Friday, November 22, 2013

The Blinding

Auto-da-FéAuto-da-Fé 
by Elias Canetti


"For what happens in that kind of book is not just a game, it is reality; one has to justify it, not only against criticism from outside but in one’s own eyes as well. Even if an immense fear has compelled one to write such things, one must still ask oneself whether in so doing one has not helped to bring about what one so vastly fears." - Elias Canetti, The Play of the Eyes


The author shakes you with the first scene in the book, one of the best openings of any novel that I've ever read. And he continues to challenge you with a riveting account of the travails of a fascinating scholar recluse, Peter Kien.  With the hermetic figure of Peter Kien, Canetti created an indelible image of a man with a library in his head. His only novel is both modern in conception and emotionally draining. It is also one of my favorites.

Auto da Fé is a 1935 novel by Elias Canetti; the title of the English translation refers to the burning of heretics by the Inquisition. However, a more literal translation of the German title would be "The Blinding". Not surprisingly, the book was banned by the Nazis. Thus it did not become widely known until after the worldwide success of his massive study Crowds and Power (1960).   It is both complicated and modernist in approach; it may be classed with the works of James Joyce, Robert Musil, and Hermann Broch. One may read it as a social satire depicting Europe on the brink of Fascism in the early 1930s. 

The protagonist is Peter Kien, a middle-aged philologist. 
"He himself was the owner of the most important private library in the whole of this great city. He carried a minute portion of it with him wherever he went. His passion for it, the only one which he had permitted himself during a life of austere and exacting study, moved him to take special precautions. Books, even bad ones, tempted him easily into making a purchase. Fortunately, the great number of the book shops did not open until after eight o'clock." (p 11)
Kien is absorbed in his studies of Chinese and fears social and physical contacts, but he hires an ignorant housekeeper, Therese Krummholz.  The naive scholar is easily entrapped by her, leading him into a nightmare marriage and eventually propelling him out into the streets where he meets and is further victimized by a series of grotesque and colorful characters almost of a Dickensian or Balzac-like mode.
More important than the details of the plot are the ideas indicated metaphorically and the resonance with archetypal ideas of humanity.  For example, in the opening section of the novel Kien falls from a ladder while in his library and his wife finds him on her return home.  Thinking he is dead she summons a neighbor and upon their return they find him injured, but alive.  This moment, suggesting a death and rebirth (spiritual in the sense that Kien worships his books and the learning they represent), is a critical juncture in his journey through life  just as the mythical story of death and rebirth (cf. Lazarus, Joseph, et. al.) has become central to humanity since the beginning  of history. 
Kien's journey takes him through the depths of society and beyond as his brother tries in vain to cure him, while he moves inexorably towards an apocalyptic end.  

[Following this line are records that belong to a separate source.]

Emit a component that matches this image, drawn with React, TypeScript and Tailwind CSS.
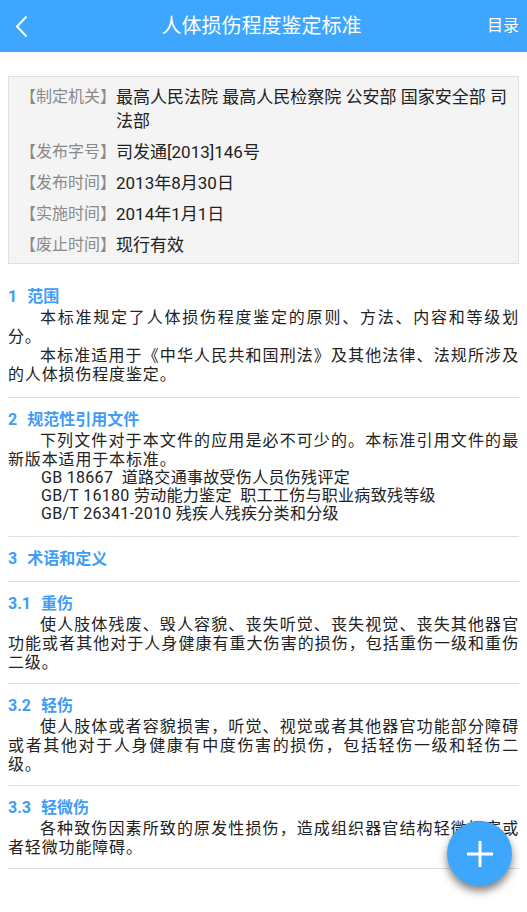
const info = [
  { label: "【制定机关】", value: "最高人民法院 最高人民检察院 公安部 国家安全部 司法部" },
  { label: "【发布字号】", value: "司发通[2013]146号" },
  { label: "【发布时间】", value: "2013年8月30日" },
  { label: "【实施时间】", value: "2014年1月1日" },
  { label: "【废止时间】", value: "现行有效" },
]

interface Section {
  no: string
  title: string
  paras: string[]
  refs?: string[]
}

const sections: Section[] = [
  {
    no: "1",
    title: "范围",
    paras: [
      "本标准规定了人体损伤程度鉴定的原则、方法、内容和等级划分。",
      "本标准适用于《中华人民共和国刑法》及其他法律、法规所涉及的人体损伤程度鉴定。",
    ],
  },
  {
    no: "2",
    title: "规范性引用文件",
    paras: ["下列文件对于本文件的应用是必不可少的。本标准引用文件的最新版本适用于本标准。"],
    refs: [
      "GB 18667  道路交通事故受伤人员伤残评定",
      "GB/T 16180 劳动能力鉴定  职工工伤与职业病致残等级",
      "GB/T 26341-2010 残疾人残疾分类和分级",
    ],
  },
  { no: "3", title: "术语和定义", paras: [] },
  {
    no: "3.1",
    title: "重伤",
    paras: ["使人肢体残废、毁人容貌、丧失听觉、丧失视觉、丧失其他器官功能或者其他对于人身健康有重大伤害的损伤，包括重伤一级和重伤二级。"],
  },
  {
    no: "3.2",
    title: "轻伤",
    paras: ["使人肢体或者容貌损害，听觉、视觉或者其他器官功能部分障碍或者其他对于人身健康有中度伤害的损伤，包括轻伤一级和轻伤二级。"],
  },
  {
    no: "3.3",
    title: "轻微伤",
    paras: ["各种致伤因素所致的原发性损伤，造成组织器官结构轻微损害或者轻微功能障碍。"],
  },
]

export default function App() {
  return (
    <div
      className="relative w-[527px] h-[912px] bg-white overflow-hidden"
      style={{ fontFamily: "Roboto, 'Noto Sans CJK SC', sans-serif" }}
    >
      {/* top bar */}
      <div className="h-[52px] bg-[#3ea7fd] flex items-center px-[8px] text-white">
        <div className="w-[40px] flex items-center pl-[7px]">
          <svg width="13" height="23" viewBox="0 0 13 23" fill="none">
            <path d="M11.5 1.5 L2 11.5 L11.5 21.5" stroke="white" strokeWidth="2" />
          </svg>
        </div>
        <div className="flex-1 text-center text-[20px] pr-[4px]">人体损伤程度鉴定标准</div>
        <div className="w-[40px] text-right text-[16px]">目录</div>
      </div>

      <div className="px-[8px]">
        {/* info box */}
        <div className="mt-[24px] bg-[#f4f4f4] border border-[#e0e0e0] pl-[11px] pr-[10px] pt-[8px] pb-[6px] flex flex-col gap-[7px] leading-[24px]">
          {info.map((row) => (
            <div key={row.label} className="flex">
              <div className="shrink-0 text-[16px] text-[#8a8a8a]">{row.label}</div>
              <div className="text-[17px] text-[#222]">{row.value}</div>
            </div>
          ))}
        </div>

        {/* sections */}
        <div className="mt-[22px]">
          {sections.map((s, i) => (
            <div
              key={s.no}
              className={
                i === 0
                  ? "pb-[13px]"
                  : i === 1
                  ? "border-t border-[#dedede] pt-[11px] pb-[13px]"
                  : "border-t border-[#dedede] pt-[11px] pb-[11px]"
              }
            >
              <div className="flex text-[16px] leading-[22px] font-bold text-[#3f9cf7]">
                <span className="mr-[10px]">{s.no}</span>
                <span>{s.title}</span>
              </div>
              {s.paras.map((p) => (
                <p
                  key={p}
                  className="text-[16px] leading-[19px] tracking-[0.85px] text-[#222] text-justify indent-[2em]"
                >
                  {p}
                </p>
              ))}
              {s.refs && (
                <div className="pl-[33px] text-[16px] leading-[18px] tracking-[0.3px] text-[#222]">
                  {s.refs.map((r) => (
                    <div key={r} className="whitespace-pre">{r}</div>
                  ))}
                </div>
              )}
            </div>
          ))}
          <div className="border-t border-[#dedede]" />
        </div>
      </div>

      {/* floating add button */}
      <button className="absolute left-[447px] top-[821px] w-[65px] h-[65px] rounded-full bg-[#3ea7fb] flex items-center justify-center shadow-[0_5px_9px_rgba(0,0,0,0.5)]">
        <svg width="28" height="28" viewBox="0 0 28 28">
          <path d="M14 1 V27 M1 14 H27" stroke="white" strokeWidth="3" />
        </svg>
      </button>
    </div>
  )
}
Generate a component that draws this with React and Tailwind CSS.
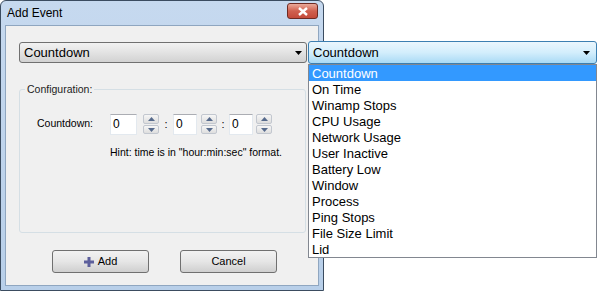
import React from 'react'

const items = [
  'Countdown', 'On Time', 'Winamp Stops', 'CPU Usage', 'Network Usage', 'User Inactive',
  'Battery Low', 'Window', 'Process', 'Ping Stops', 'File Size Limit', 'Lid',
]

function Arrow() {
  return (
    <svg width="7" height="4" viewBox="0 0 7 4"><path d="M0 0h7L3.5 4z" fill="#000" /></svg>
  )
}

function Spin({ gap }) {
  return (
    <div className={`flex flex-col w-[16px] h-[20px] gap-[1px] ${gap}`}>
      <div className="flex-1 flex items-center justify-center rounded-[2px] border border-[#c2c7cf] bg-gradient-to-b from-[#f6f6f6] to-[#dedede]">
        <svg width="7" height="4" viewBox="0 0 7 4"><path d="M0 4h7L3.5 0z" fill="#566a8c" /></svg>
      </div>
      <div className="flex-1 flex items-center justify-center rounded-[2px] border border-[#c2c7cf] bg-gradient-to-b from-[#f6f6f6] to-[#dedede]">
        <svg width="7" height="4" viewBox="0 0 7 4"><path d="M0 0h7L3.5 4z" fill="#566a8c" /></svg>
      </div>
    </div>
  )
}

function NumField({ width, gap }) {
  return (
    <div className="flex items-center">
      <div className={`${width} h-[21px] bg-white border border-[#e3e9ef] border-t-[#abadb3] flex items-center pl-[2px] text-[12px] text-black`}>0</div>
      <Spin gap={gap} />
    </div>
  )
}

function Button({ children }) {
  return (
    <div className="w-[97px] h-[23px] rounded-[3px] border border-[#707070] bg-gradient-to-b from-[#f2f2f2] via-[#e6e6e6] to-[#cfcfcf] flex items-center justify-center gap-[4px] text-[11px] text-black">
      {children}
    </div>
  )
}

export default function App() {
  return (
    <div className="relative w-[597px] h-[292px] bg-white font-['Liberation_Sans',Arial,sans-serif] overflow-hidden">
      {/* dialog window */}
      <div className="w-[324px] h-[291px] border border-[#3b4c60] rounded-t-[6px] bg-gradient-to-b from-[#c6d9ef] to-[#b8cfe9] flex flex-col px-[4px] pb-[4px]">
        <div className="h-[24px] flex items-center justify-between pl-[2px]">
          <span className="text-[12px] text-black">Add Event</span>
          <div className="w-[31px] h-[16px] -mt-[4px] mr-[1px] rounded-[3px] border border-[#6e2a22] bg-gradient-to-b from-[#e9a99a] via-[#d0604f] to-[#c44a3a] flex items-center justify-center">
            <svg width="10" height="9" viewBox="0 0 10 9"><path d="M1 1l8 7M9 1l-8 7" stroke="#fff" strokeWidth="2.4" /></svg>
          </div>
        </div>
        <div className="flex-1 bg-[#f0f0f0] border border-[#8fa6c0] flex flex-col pl-[13px] pr-[10px] pt-[16px]">
          <div className="w-[288px] h-[21px] rounded-[3px] border border-[#707070] bg-gradient-to-b from-[#f2f2f2] via-[#e3e3e3] to-[#d2d2d2] flex items-center justify-between pl-[4px] pr-[4px] text-[13px] text-black">
            <span>Countdown</span>
            <Arrow />
          </div>
          <fieldset className="mt-[19px] w-[287px] h-[151px] border border-[#d5dfe5] rounded-[3px] px-0">
            <legend className="ml-[5px] px-[2px] text-[10.5px] text-[#222]">Configuration:</legend>
            <div className="flex items-center mt-[16px] pl-[17px] text-[10.5px] text-black">
              <span className="w-[73px]">Countdown:</span>
              <NumField width="w-[27px]" gap="ml-[6px]" />
              <span className="w-[14px] text-center text-[11px]">:</span>
              <NumField width="w-[24px]" gap="ml-[4px]" />
              <span className="w-[12px] text-center text-[11px]">:</span>
              <NumField width="w-[24px]" gap="ml-[3px]" />
            </div>
            <div className="mt-[10px] pl-[90px] text-[10.5px] text-black">Hint: time is in "hour:min:sec" format.</div>
          </fieldset>
          <div className="flex gap-[31px] pl-[33px] mt-[17px]">
            <Button>
              <svg width="10" height="10" viewBox="0 0 10 10"><path d="M3.5 0h3v3.5H10v3H6.5V10h-3V6.5H0v-3h3.5z" fill="#5c5f9c" /></svg>
              <span>Add</span>
            </Button>
            <Button>Cancel</Button>
          </div>
        </div>
      </div>

      {/* open dropdown */}
      <div className="absolute left-[308px] top-[41px] w-[289px]">
        <div className="h-[23px] rounded-[3px] border border-[#3c7fb1] bg-gradient-to-b from-[#eaf6fd] via-[#d3eefc] to-[#a9daf5] flex items-center justify-between pl-[4px] pr-[6px] text-[13px] text-black">
          <span>Countdown</span>
          <Arrow />
        </div>
        <div className="w-[289px] border border-[#828790] bg-white">
          {items.map((it, i) => (
            <div key={it} className={`h-[16px] flex items-center pl-[3px] text-[13px] leading-none ${i === 0 ? 'bg-[#3399ff] text-white' : 'text-black'}`}>{it}</div>
          ))}
        </div>
      </div>
    </div>
  )
}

(This is an opening selection of notes on my reading of Auto da Fe and more commentary will be forthcoming.)

Auto da Fe by Elias Canetti, trans. by C. V. Wedgwood. Farrar, Straus and Giroux, 1984 (1935)

4 comments:

Mel u said...

I really badly want to read this book. I only e read by and large and there is no kindle edition yet. I live in Manila and shipping is slow and expensive. Thanks for posting this.

James said...

Thanks for your comment. I have begun to use an e-reader, but still turn to the print versions as well.

Brian Joseph said...

I must admit that I had barley heard of Canetti before but this sounds fantastic. Kien, sounds like such an intriguing literary character.

James said...

Kien demonstrates the good and the bad of obsessive biblioholic behavior.
But if you think he is interesting, wait until you meet Therese his housekeeper/ wife/nemesis!
I will have further comments on Canetti's amazing novel.